La occidentalización cultural que han introducido estas marcas estadounidenses ha sido un proceso evidente, y apoyado por los oligarcas estadounidenses, a fin de sostener su hegemonía económica y política. La revista estadunidense The Economist incluso introdujo en 1986 el conocido como «Big Mac index», un método informal de comparar el poder adquisitivo en diferentes países, comparando el precio de una «Big Mac» en diferentes países. El 8 de diciembre de 1996, el periodista ganador de un Premio Pullitzer, Thomas Friedman, llegó a escribir en una columna de opinión que ningún país con un McDonald´s ha ido a la guerra contra otro, a pesar de que los contra-ejemplos abundan, sobre todo protagonizados por EEUU. Coca-Cola también ha sido utilizada como símbolo del imperialismo estadounidense y se llegó a hablar de la «diplomacia de la Coca-Cola» como el emblema del «poder blando» de EEUU, ya que estos productos occidentales del «American way of life«, llevarían los valores occidentales a los países donde se implantaran. Una sublimación colectiva para las masas de oprimidos a nivel global que nunca podrán alcanzar ese estilo de vida americano, pero al menos se conformarán bebiendo, comiendo, y vistiendo como un estadounidense.

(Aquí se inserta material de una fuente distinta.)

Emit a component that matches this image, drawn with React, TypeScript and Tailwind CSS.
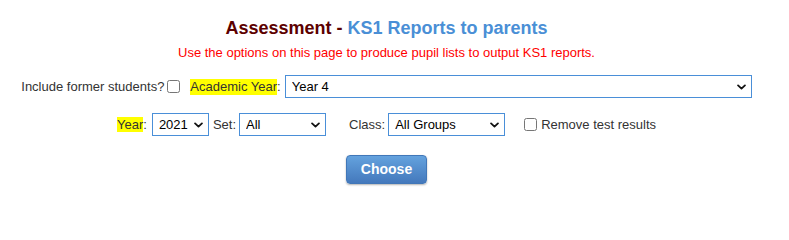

El éxito del proceso de colonialismo cultural y occidentalización llevó a Samuel P. Huntington a publicar un artículo, titulado El choque de civilizaciones, en la revista estadounidense Foreign Affairs en 1993, y transformado posteriormente en un libro en 1996. La idea fundamental de Samuel Huntington es que en el siglo XXI los actores políticos fundamentale serían las civilizaciones, ya que la guerra de ideologías habría quedado superada (en el mismo sentido que afirmaba Francis Fukuyama). En palabras de Huntington «Los Estados-nación seguirán siendo los actores más poderosos del panorama internacional, pero los principales conflictos de la política global ocurrirán entre naciones y grupos de naciones pertenecientes a diferentes civilizaciones. El choque de civilizaciones dominará la política global. Las fallas entre las civilizaciones serán los frentes de batalla del futuro«. Así pues, el eje primario de los conflictos del siglo XXI sería, según Huntington, los ejes culturales y, sobre todo, religiosos, ya que, para Huntington, de todos los elementos objetivos que definen las civilizaciones el más importante suele ser la religión.
En ese contexto se comprende el concepto de «eje del mal» (en 1983 Reagan utilizó un término parecido, «imperio del mal», para referirse a la URSS) que utilizó el presidente estadounidense George W. Bush, en su discurso del Estado de la Unión el 29 de enero de 2002, para describir a los regímenes que apoyan el terrorismo: Irak, Irán y Corea del Norte, a los cuales, cuatro meses después, el Subsecretario de Estado John Bolton agregó Libia, Siria y Cuba. Posteriormente, se fueron añadiendo países a la lista de archienemigos de EEUU:
- En noviembre de 2018, también John Bolton, pero esta vez como Consejero de Seguridad Nacional de los EEUU, se refirió a Cuba, Venezuela y Nicaragua como la «troika de la tiranía» en Latinoamérica.
- En febrero de 2022 la comentarista conservadora Danielle Pletka llamó a China, Rusia, Iran y Corea del Norte el «nuevo eje del mal», en un artículo para el National Review.
La idea del choque de civilizaciones desvía la atención hacia las cuestiones religiosas, como la idea del fin de la historia, cuando los principales problemas globales siguen siendo económicos, políticos, ambientales y energéticos, derivados de unas determinadas ideas e ideologías.